The incredible, edible cage-free egg
Published: October 15, 2010Section: Features
The Brandeis Real Food Coalition is pushing for the university to buy and serve only cage-free eggs due to the sometimes-cruel conditions to which factory farms and other producers subject their hens.
“Our main objective is to have the university and Dining Services” look at this issue, “and we started with a petition,” the group’s head Seth Grande ’12 said.
More than 1,200 Brandeis students have now signed the petition in support of the potential change in policy, which would result in Brandeis not only offering the option to ask for the eggs in dining halls but rather serving only cage-free eggs.
The petition began little more than a week ago, and has since been aided in promoting awareness by the Student Union’s decision to poll students and find out where the majority stands on the issue to present to university administration.
“I thought it was important to get students’ feedback on this issue,” Union President Daniel Acheampong ’11 said, adding that the Union would decide whether to endorse the drive or not depending on the poll’s results. The survey was aimed only at raising awareness of all the consequences.
“There could be an increase in the student meal plan,” Acheampong said as an example, and “I want students to be aware of that.”
Other schools that have made the decision to purchase only cage-free eggs have raised their meal plan “on average, by only about five dollars,” Grande said.
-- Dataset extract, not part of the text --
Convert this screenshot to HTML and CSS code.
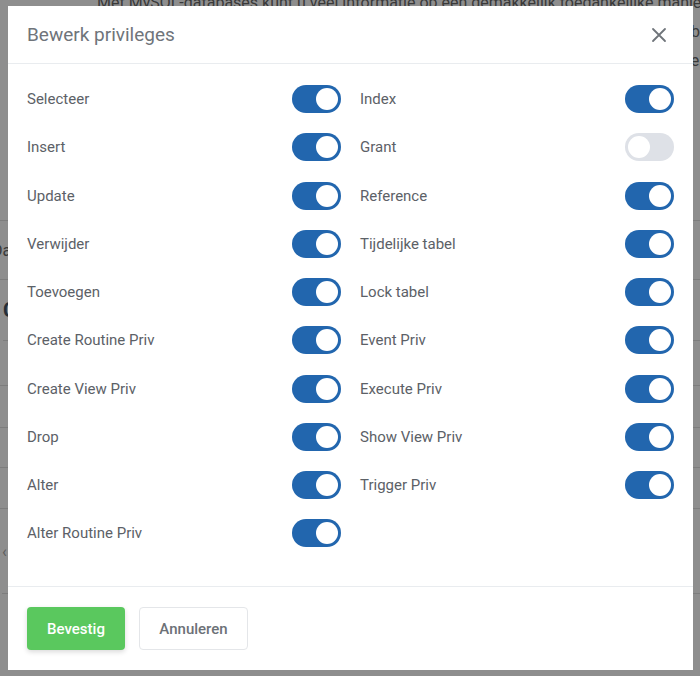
FILE: index.html
```html
<!DOCTYPE html>
<html lang="nl">
<head>
<meta charset="utf-8">
<title>Bewerk privileges</title>
<link rel="stylesheet" href="styles.css">
</head>
<body>
<div class="page" aria-hidden="true">
  <p class="intro">Met MySQL-databases kunt u veel informatie op een gemakkelijk toegankelijke manier opslaan en
    beheren. De databases zelf zijn niet zichtbaar voor bezoekers van uw website. U kunt u met een database verbinden
    via verschillende programmeertalen, bijvoorbeeld PHP, om gegevens op te vragen.</p>
  <div class="table">
    <div class="trow r1"></div>
    <div class="trow r2">Databases</div>
    <div class="trow r3">Connecties</div>
    <div class="trow r4"></div>
    <div class="trow r5"></div>
    <div class="trow r6"></div>
    <div class="trow r7"></div>
    <div class="trow r8">‹</div>
  </div>
</div>

<div class="backdrop">
  <div class="modal">
    <div class="modal-header">
      <h2 class="modal-title">Bewerk privileges</h2>
      <button class="close" aria-label="Sluiten">
        <svg width="16" height="16" viewBox="0 0 16 16"><path d="M2 2 L14 14 M14 2 L2 14" stroke="#6f747a" stroke-width="1.8" stroke-linecap="round" fill="none"/></svg>
      </button>
    </div>
    <div class="modal-body">
      <div class="grid">
        <label class="item"><span>Selecteer</span><span class="switch on"></span></label>
        <label class="item"><span>Index</span><span class="switch on"></span></label>
        <label class="item"><span>Insert</span><span class="switch on"></span></label>
        <label class="item"><span>Grant</span><span class="switch"></span></label>
        <label class="item"><span>Update</span><span class="switch on"></span></label>
        <label class="item"><span>Reference</span><span class="switch on"></span></label>
        <label class="item"><span>Verwijder</span><span class="switch on"></span></label>
        <label class="item"><span>Tijdelijke tabel</span><span class="switch on"></span></label>
        <label class="item"><span>Toevoegen</span><span class="switch on"></span></label>
        <label class="item"><span>Lock tabel</span><span class="switch on"></span></label>
        <label class="item"><span>Create Routine Priv</span><span class="switch on"></span></label>
        <label class="item"><span>Event Priv</span><span class="switch on"></span></label>
        <label class="item"><span>Create View Priv</span><span class="switch on"></span></label>
        <label class="item"><span>Execute Priv</span><span class="switch on"></span></label>
        <label class="item"><span>Drop</span><span class="switch on"></span></label>
        <label class="item"><span>Show View Priv</span><span class="switch on"></span></label>
        <label class="item"><span>Alter</span><span class="switch on"></span></label>
        <label class="item"><span>Trigger Priv</span><span class="switch on"></span></label>
        <label class="item"><span>Alter Routine Priv</span><span class="switch on"></span></label>
      </div>
    </div>
    <div class="modal-footer">
      <button class="btn btn-primary">Bevestig</button>
      <button class="btn btn-light">Annuleren</button>
    </div>
  </div>
</div>
</body>
</html>
```

FILE: styles.css
```css
html, body {
  margin: 0;
  padding: 0;
  height: 100%;
}
body {
  font-family: Roboto, "Liberation Sans", sans-serif;
  background: #ffffff;
  overflow: hidden;
}

/* underlying page */
.page {
  width: 700px;
  height: 676px;
  overflow: hidden;
  color: #555;
}
.intro {
  margin: -12px 0 0 97px;
  font-size: 16px;
  line-height: 29px;
  width: 640px;
  white-space: normal;
}
.table {
  margin-top: 98px;
}
.trow {
  border-bottom: 1px solid #dcdcdc;
  font-size: 16px;
  display: flex;
  align-items: center;
  padding-left: 0;
  margin-left: -8px;
}
.r1 { height: 18px; }
.r2 { height: 58px; }
.r3 { height: 60px; font-size: 20px; font-weight: 700; color: #2c3e50; margin-left: 3px; }
.r4 { height: 44px; }
.r5 { height: 41px; }
.r6 { height: 39px; }
.r7 { height: 40px; }
.r8 { height: 84px; color: #999; margin-left: 2px; }

/* modal */
.backdrop {
  position: fixed;
  inset: 0;
  background: rgba(30, 30, 30, 0.5);
  display: flex;
  padding: 6px 7px 6px 8px;
}
.modal {
  flex: 1;
  background: #fff;
  display: flex;
  flex-direction: column;
}
.modal-header {
  height: 57px;
  border-bottom: 1px solid #e9ecef;
  display: flex;
  align-items: center;
  justify-content: space-between;
  padding: 0 26px 0 19px;
}
.modal-title {
  margin: 0;
  font-size: 19px;
  font-weight: 400;
  color: #6f747a;
}
.close {
  border: 0;
  background: none;
  padding: 0;
  display: flex;
  cursor: pointer;
}
.modal-body {
  flex: 1;
  padding: 21px 19px 0 19px;
}
.grid {
  display: grid;
  grid-template-columns: 1fr 1fr;
  column-gap: 19px;
  row-gap: 20.25px;
}
.item {
  height: 28px;
  display: flex;
  align-items: center;
  justify-content: space-between;
  font-size: 15px;
  color: #5c6167;
}
.switch {
  width: 49px;
  height: 28px;
  border-radius: 14px;
  background: #dee1e7;
  position: relative;
  flex: none;
}
.switch::after {
  content: "";
  position: absolute;
  top: 3px;
  left: 3px;
  width: 22px;
  height: 22px;
  border-radius: 50%;
  background: #fff;
}
.switch.on {
  background: #2266ae;
}
.switch.on::after {
  left: 24px;
}

.modal-footer {
  border-top: 1px solid #e9ecef;
  padding: 20px 19px 20px 19px;
  display: flex;
  gap: 14px;
}
.btn {
  height: 43px;
  border-radius: 4px;
  font-family: Roboto, "Liberation Sans", sans-serif;
  font-size: 15px;
  font-weight: 500;
  padding: 0 10px;
  cursor: pointer;
}
.btn-primary {
  background: #5ac85e;
  color: #fff;
  border: 0;
  width: 98px;
  box-shadow: 0 2px 5px rgba(0, 0, 0, 0.15);
}
.btn-light {
  background: #fff;
  color: #6c7177;
  border: 1px solid #e4e6e9;
  width: 109px;
}
```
He also mentioned other possible offsetting changes schools have used, like changing meal trays.
The move to cage-free eggs was attempted several years ago, and resulted in Dining Services’ offering them to students upon request if they are in stock.
The Real Food Coalition wanted to take up the issue again to make the cage-free eggs the go-to eggs on campus. The group is not recognized by any Brandeis list, including the Student Union, but includes members of other clubs and any other students who care about the group’s goals, and indeed spans several types of campus organizations.
“Our campaign has received amazing support from many groups on campus, but the Student Union, Change Agency and Students for Environmental Action have all done particularly outstanding work to help us bring the issue of cage-free eggs to the forefront of campus discussion,” Grande said. “The Alpha Epsilon Pi fraternity has also been very supportive and have provided the campaign with some crucial help to get the word out. I think all the groups involved have been so willing to work with this campaign because it is an issue that resonates with the students of the university and aligns with the values that this university was founded on.”
Personally, Grande wanted to resume the cage-free agenda by organizing these groups himself.
“I’ve always wanted to get into animal activism, but it’s a hard sell,” Grande said. “This [cage-free eggs] is the low-hanging fruit—you don’t have to change anything except the way we source our food.”
The behaviors of manufacturers, he said, are reason enough.
“This campaign is important because the majority of eggs currently served by dining services come from hens confined in battery cages,” Grande said. “These hens are confined to a cage the size of a filing cabinet with fove or six other birds to spend the duration of their lives. Each individual hen ends up with an average of 67 square inches to live her entire life in smaller than a sheet of notebook paper. These cages deny hens the ability to engage in behaviors such as walking, nesting, or even spreading their wings.”
Acheampong said that he hopes to make the case of the survey’s findings to university Senior Vice President for Administration Mark Collins and Dining Services.